Образ политического лидера как благосклонного отца, жалеющего и защищающего своих детей, или надежного, понимающего друга часто возникает в письмах. «Будьте родным отцом» и спасите нас от религиозных соблазнов, заклинает Сталина ленинградская комсомолка. «Я прошу Вас как родного отца, как друга народа», — пишет Румянцеву обманутая жена. Безутешный вдовец (см. с. 185) обращается к Сталину как к «единственному другу, который глубоко понимает человеческую душу».
Авторы писем то и дело взывают к справедливости. «Где правда и справедливость?» «Товарищи, ответьте нам, пожалуйста, где добиться правды?» «Если есть справедливость у советской власти, накажите этих людей…» Не менее часто идет речь и о долге, но только в одном специфическом контексте: «Я считаю своим долгом (партийным долгом, долгом гражданина) передать…» — одна из стандартных преамбул доноса.
* * *
Стиль
Взаимосвязь между советскими письмами во власть и дореволюционными петициями еще предстоит исследовать, но уже сейчас ясно, что многие письма 1930-х гг. написаны по правилам, которые гораздо старше советской власти.

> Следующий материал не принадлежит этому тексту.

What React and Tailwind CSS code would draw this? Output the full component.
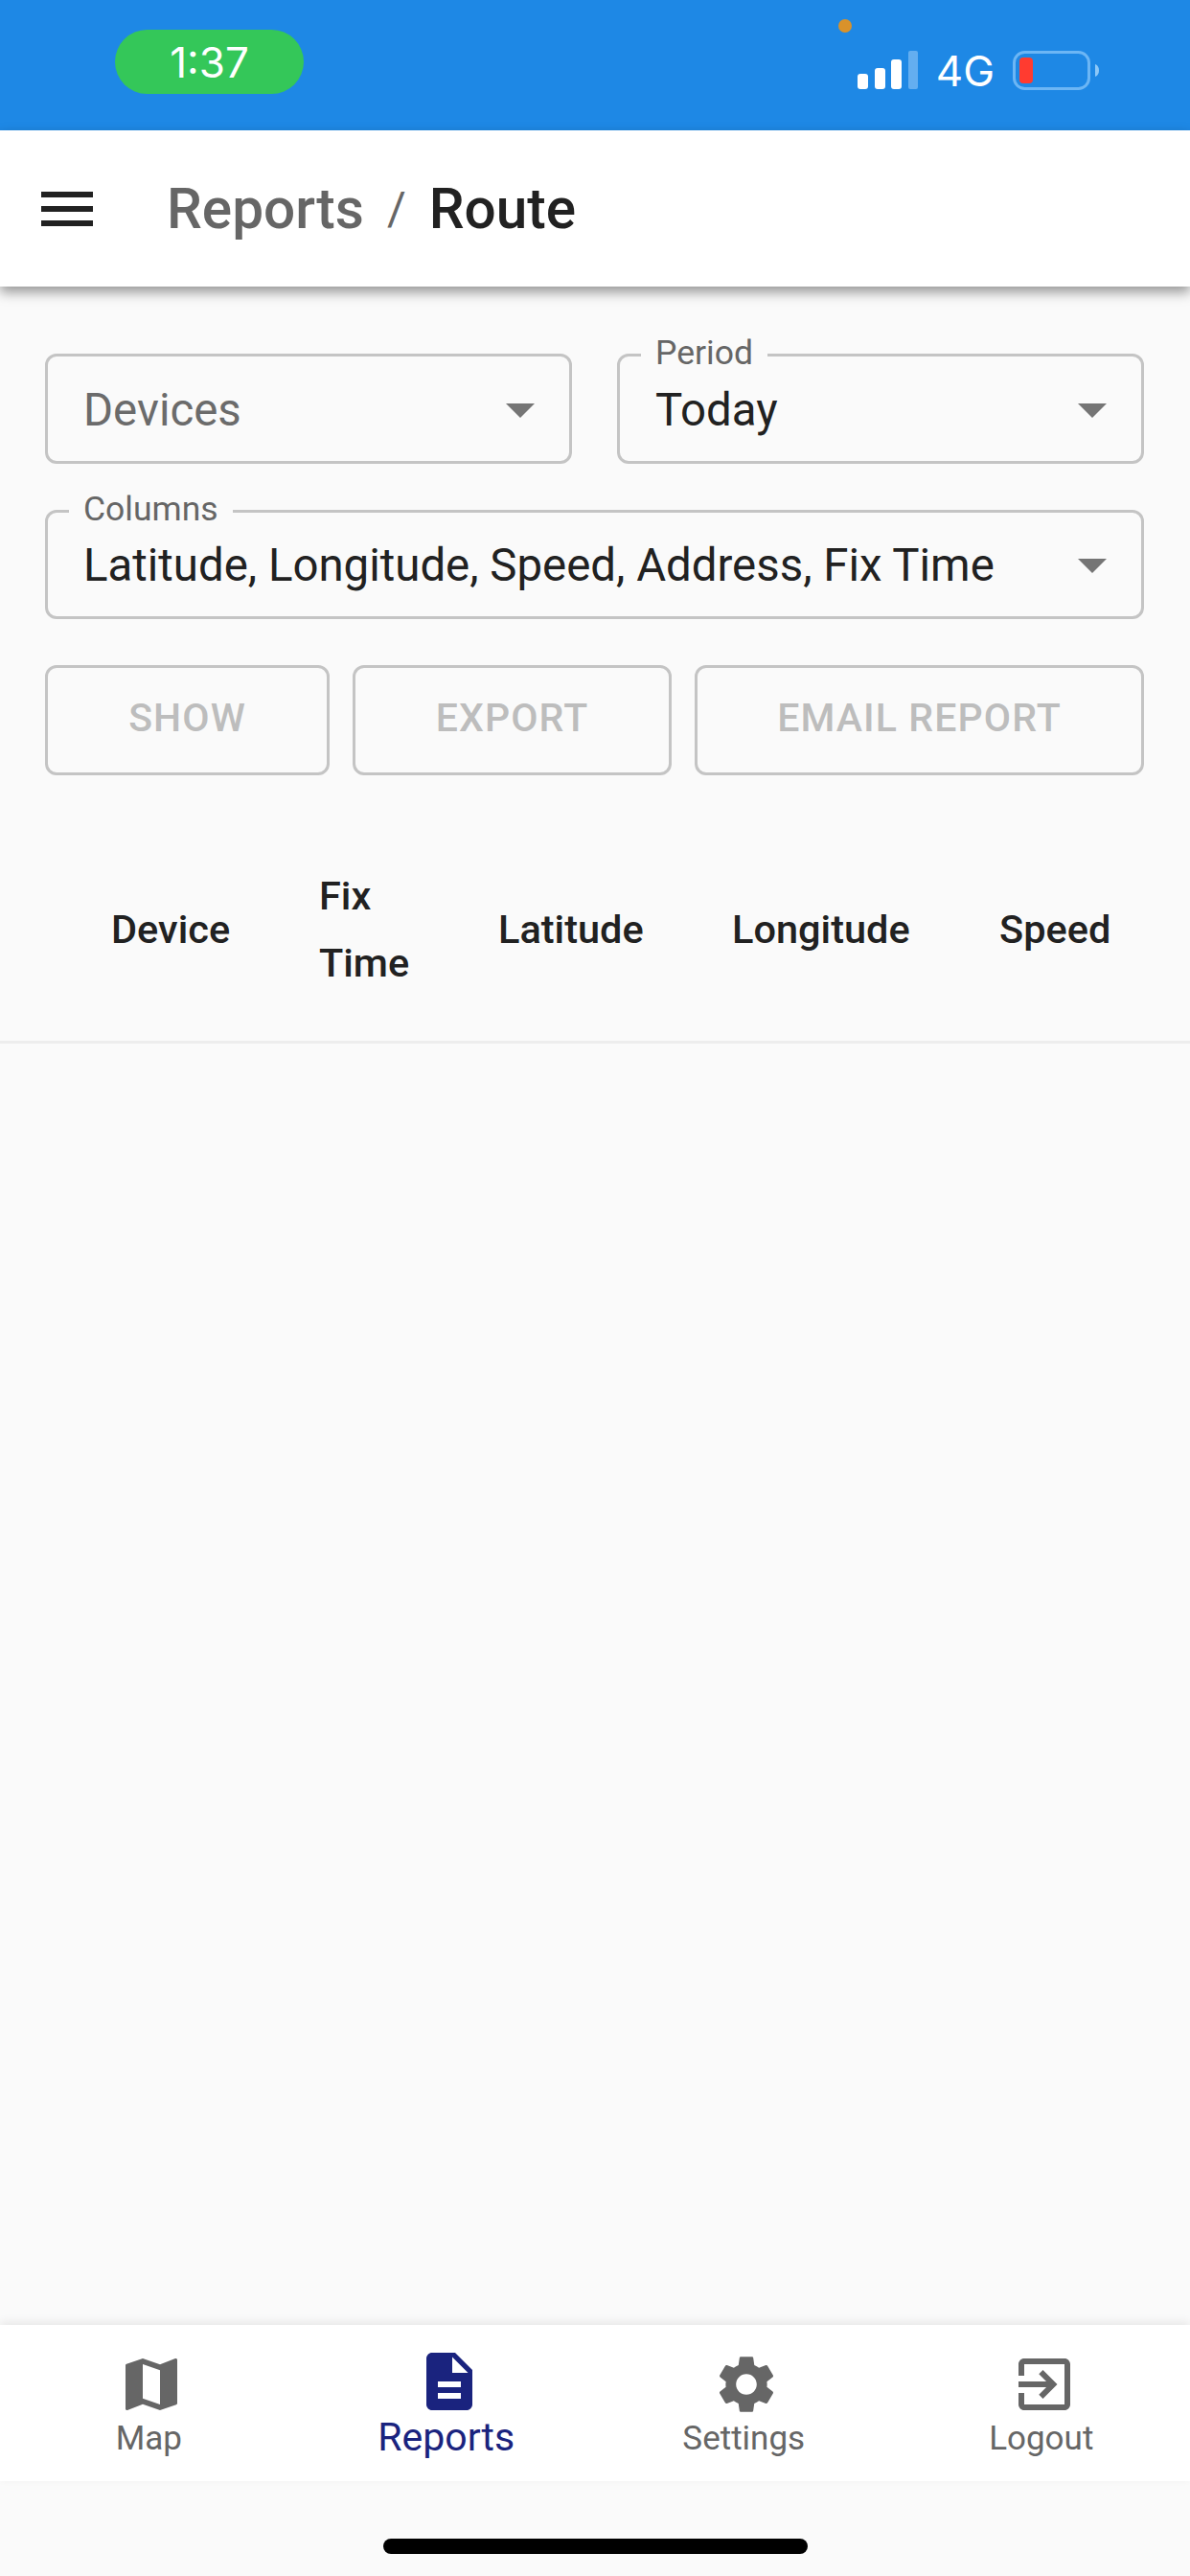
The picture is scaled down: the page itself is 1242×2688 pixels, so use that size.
import React from "react";

const MUI = {
  menu: "M3 18h18v-2H3v2zm0-5h18v-2H3v2zm0-7v2h18V6H3z",
  drop: "M7 10l5 5 5-5z",
  map: "M20.5 3l-.16.03L15 5.1 9 3 3.36 4.9c-.21.07-.36.25-.36.48V20.5c0 .28.22.5.5.5l.16-.03L9 18.9l6 2.1 5.64-1.9c.21-.07.36-.25.36-.48V3.5c0-.28-.22-.5-.5-.5zM15 19l-6-2.11V5l6 2.11V19z",
  desc: "M14 2H6c-1.1 0-1.99.9-1.99 2L4 20c0 1.1.89 2 1.99 2H18c1.1 0 2-.9 2-2V8l-6-6zm2 16H8v-2h8v2zm0-4H8v-2h8v2zm-3-5V3.5L18.5 9H13z",
  gear: "M19.14 12.94c.04-.3.06-.61.06-.94 0-.32-.02-.64-.07-.94l2.03-1.58c.18-.14.23-.41.12-.61l-1.92-3.32c-.12-.22-.37-.29-.59-.22l-2.39.96c-.5-.38-1.03-.7-1.62-.94l-.36-2.54c-.04-.24-.24-.41-.48-.41h-3.84c-.24 0-.43.17-.47.41l-.36 2.54c-.59.24-1.13.57-1.62.94l-2.39-.96c-.22-.08-.47 0-.59.22L2.74 8.87c-.12.21-.08.47.12.61l2.03 1.58c-.05.3-.09.63-.09.94s.02.64.07.94l-2.03 1.58c-.18.14-.23.41-.12.61l1.92 3.32c.12.22.37.29.59.22l2.39-.96c.5.38 1.03.7 1.62.94l.36 2.54c.05.24.24.41.48.41h3.84c.24 0 .44-.17.47-.41l.36-2.54c.59-.24 1.13-.56 1.62-.94l2.39.96c.22.08.47 0 .59-.22l1.92-3.32c.12-.22.07-.47-.12-.61l-2.01-1.58zM12 15.6c-1.98 0-3.6-1.62-3.6-3.6s1.62-3.6 3.6-3.6 3.6 1.62 3.6 3.6-1.62 3.6-3.6 3.6z",
  exit: "M10.09 15.59L11.5 17l5-5-5-5-1.41 1.41L12.67 11H3v2h9.67l-2.58 2.59zM19 3H5c-1.11 0-2 .9-2 2v4h2V5h14v14H5v-4H3v4c0 1.1.89 2 2 2h14c1.1 0 2-.9 2-2V5c0-1.1-.9-2-2-2z",
};

function Icon({ d, className }) {
  return (
    <svg viewBox="0 0 24 24" className={className} fill="currentColor">
      <path d={d} />
    </svg>
  );
}

function Select({ label, value, placeholder, className }) {
  return (
    <div className={"relative flex items-center justify-between rounded-[12px] border-[3px] border-[#c4c4c4] pl-[37px] pr-[15px] " + className}>
      {label && (
        <span className="absolute left-[22px] top-[-25px] bg-[#fafafa] px-[15px] text-[35.5px] leading-[42px] text-[#666666]">
          {label}
        </span>
      )}
      <span className={"mt-[2px] whitespace-nowrap text-[47.4px] leading-[56px] " + (placeholder ? "text-[#6b6b6b]" : "text-[#212121]")}>
        {value || placeholder}
      </span>
      <Icon d={MUI.drop} className="h-[72px] w-[72px] shrink-0 text-[#757575]" />
    </div>
  );
}

function OutlineButton({ children, className }) {
  return (
    <div className={"flex h-[115px] items-center justify-center rounded-[12px] border-[3px] border-[#c4c4c4] pb-[4px] text-[41px] font-medium tracking-[1.1px] text-[#bdbdbd] " + className}>
      {children}
    </div>
  );
}

function NavItem({ icon, label, active }) {
  return (
    <div className={"flex flex-col items-center " + (active ? "pt-[23px] text-[#1a237e]" : "pt-[26px] text-[#666666]")}>
      <Icon d={icon} className="ml-[6px] h-[72px] w-[72px]" />
      <span className={active ? "mt-[-3px] text-[41px] leading-[50px]" : "mt-[-4px] text-[35px] leading-[50px]"}>{label}</span>
    </div>
  );
}

export default function App() {
  return (
    <div className="flex h-[2688px] w-[1242px] flex-col overflow-hidden bg-[#fafafa] font-['Roboto',sans-serif]">
      {/* status bar */}
      <div className="relative flex h-[136px] shrink-0 items-start justify-between bg-[#1e88e5] pl-[120px] pr-[95px] font-['Inter',sans-serif] text-white">
        <span className="absolute left-[875px] top-[20px] h-[14px] w-[14px] rounded-full bg-[#d9922b]" />
        <div className="mt-[31px] flex h-[67px] w-[197px] items-center justify-center rounded-[34px] bg-[#34c759] text-[44px]">
          1:37
        </div>
        <div className="mt-[53px] flex items-start">
          <svg width="64" height="41" viewBox="0 0 64 41">
            <rect x="0" y="24" width="11" height="16" rx="3" fill="#fff" />
            <rect x="18" y="18" width="11" height="22" rx="3" fill="#fff" />
            <rect x="35" y="9" width="11" height="31" rx="3" fill="#fff" />
            <rect x="53" y="0" width="10" height="40" rx="2" fill="#64aef0" />
          </svg>
          <span className="ml-[18px] mt-[-2px] text-[44px] leading-[46px]">4G</span>
          <svg width="90" height="41" viewBox="0 0 90 41" className="ml-[19px]">
            <rect x="1.5" y="1.5" width="78" height="38" rx="11" fill="none" stroke="#6cb6f5" strokeWidth="3" />
            <rect x="7" y="7" width="14" height="27" rx="4" fill="#ff3b30" />
            <path d="M86 14c3 1 4 4 4 6.500s-1 5.500-4 6.500z" fill="#8ec8f7" />
          </svg>
        </div>
      </div>

      {/* app bar */}
      <header className="relative z-10 flex h-[163px] shrink-0 items-center bg-white pl-[34px] shadow-[0_6px_12px_rgba(0,0,0,0.4)]">
        <Icon d={MUI.menu} className="h-[72px] w-[72px] text-[#212121]" />
        <div className="ml-[68px] flex items-center text-[58.500px] font-medium leading-[68px]">
          <span className="text-[#666666]">Reports</span>
          <span className="mx-[24px] text-[48px] font-normal text-[#666666]">/</span>
          <span className="text-[#212121]">Route</span>
        </div>
      </header>

      {/* content */}
      <main className="flex min-h-0 flex-1 flex-col pt-[70px]">
        <div className="flex flex-col gap-[48px] pl-[47px] pr-[48px]">
          <div className="flex gap-[47px]">
            <Select placeholder="Devices" className="h-[115px] flex-1" />
            <Select label="Period" value="Today" className="h-[115px] flex-1" />
          </div>
          <Select label="Columns" value="Latitude, Longitude, Speed, Address, Fix Time" className="h-[114px]" />
          <div className="flex gap-[24px]">
            <OutlineButton className="w-[297px]">SHOW</OutlineButton>
            <OutlineButton className="w-[333px]">EXPORT</OutlineButton>
            <OutlineButton className="flex-1">EMAIL REPORT</OutlineButton>
          </div>
        </div>

        <div className="mt-[41px] grid h-[239px] grid-cols-[217px_187px_244px_279px_1fr] items-center border-b-[3px] border-[#ededed] pl-[116px] pt-[3px] text-[41.500px] font-medium leading-[70px] text-[#212121]">
          <span>Device</span>
          <span>Fix<br />Time</span>
          <span>Latitude</span>
          <span>Longitude</span>
          <span>Speed</span>
        </div>
      </main>

      {/* bottom navigation */}
      <nav className="relative grid h-[163px] shrink-0 grid-cols-4 bg-white shadow-[0_-3px_9px_rgba(0,0,0,0.08)]">
        <NavItem icon={MUI.map} label="Map" />
        <NavItem icon={MUI.desc} label="Reports" active />
        <NavItem icon={MUI.gear} label="Settings" />
        <NavItem icon={MUI.exit} label="Logout" />
      </nav>

      {/* home indicator */}
      <div className="flex h-[99px] shrink-0 justify-center pt-[60px]">
        <div className="h-[16px] w-[443px] rounded-full bg-black" />
      </div>
    </div>
  );
}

Образ представителя власти как «любимого отца», призывы к справедливости (без упоминания о законе), жалобы в высшую инстанцию на злоупотребления местного начальства, патетические строки о «крошке хлеба», коей столь часто не бывало во рту у авторов писем, — все это стандартные приемы петиций и в XIX в., и в 1930-е годы.